Die Anatomische Sammlung der HfBK Dresden besitzt eine große Anzahl von Lehrtafeln, insgesamt 141, die jedoch nicht alle auf das Deutsche Hygiene-Museum Dresden zurückgehen. Bei einigen handelt es sich sogar um Originalzeichnungen, die von Dozenten bzw. Studierenden für die Lehre als Lehrtafel angefertigt worden sind. Dass auch diese oft in Gebrauch waren, zeigen die zahlreichen kleinen Nadellöcher an den Ecken der gerollten Zeichnungen. Die gedruckten Lehrtafeln sind oben und unten an Leisten befestigt. Diese Lehrtafeln wurden an einem Ständer aufgehängt.

Der Fokus der kleinen Sondersammlung „Historische Lehrtafeln“ der HfBK Dresden liegt auf der Vermittlung der Anatomie und Proportion des Menschen; einige thematisieren die Anatomie des Pferdes. Des Weiteren gibt es eine Serie von Lehrtafeln zur Ersten Hilfe sowie eine Serie zur Körperhygiene aus dem Deutschen Hygiene-Museum Dresden – erstere erworben zwischen 1930 und 1942, letztere zwischen 1946 und 1955. Die Tafeln vermitteln nicht nur anatomische Tatbestände, sie sind heute zudem historische Quelle für die jeweiligen ästhetischen, erzieherischen und eben auch politischen Schwerpunkte.

Die Lehrtafeln hatten eine hohe didaktische Aufgabe. Mithilfe ihrer sollten klare Vorstellungen vom Lerngegenstand entstehen und die Wissensvermittlung gefestigt werden. Für die Künstleranatomie waren besonders die Lehrtafeln zum Skelett- und Muskelaufbau des Menschen bedeutsam. Sie komplettierten die Sammlung, die bis Anfang des 20. Jahrhunderts überwiegend aus Abgüssen und Präparaten bestand. Mit Lehrtafeln konnten Anatomien bzw. anatomische Details mit schriftlichen, sofort sichtbaren Informationen verbunden werden.
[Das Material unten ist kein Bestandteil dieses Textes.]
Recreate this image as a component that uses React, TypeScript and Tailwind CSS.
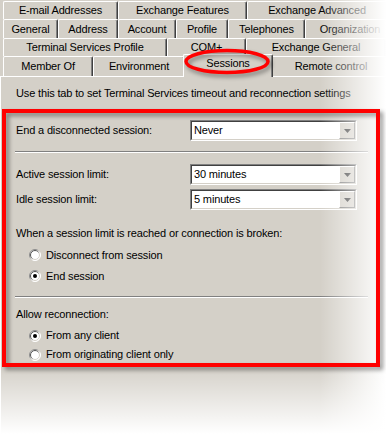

Die Lehrtafel „Die Muskulatur des Menschen“ zeigt anschaulich dieses Prinzip: Dargestellt ist ein Muskelmann in verlebendigter Haltung, der breitbeinig, mit erhobenem linken Arm und die Hände zu Fäusten geballt, alle Muskeln anspannt. Diese Wiedergabe war besonders typisch für Anatomievorlagen für angehende Künstler im 18. wie im 19. Jahrhundert und was bis weit ins 20. Jahrhundert hinein auch maßgebend für allgemeinbildende Schulen. Der hier gezeigte männliche Körper ist idealisiert und zielt auf die Wiedergabe einer kraftvollen Athletik. Die einzelnen Muskeln sind nummeriert, eine Legende war ursprünglich der Tafel beigelegt. Der Lehrende konnte an der Lehrtafel die einzelnen Muskeln und ihre Zusammenhänge erklären und danach das vermittelte Wissen bei den Studierenden bzw. Schülern abfragen. Die Tafel ist somit Lehr- und Prüfungsgegenstand zugleich.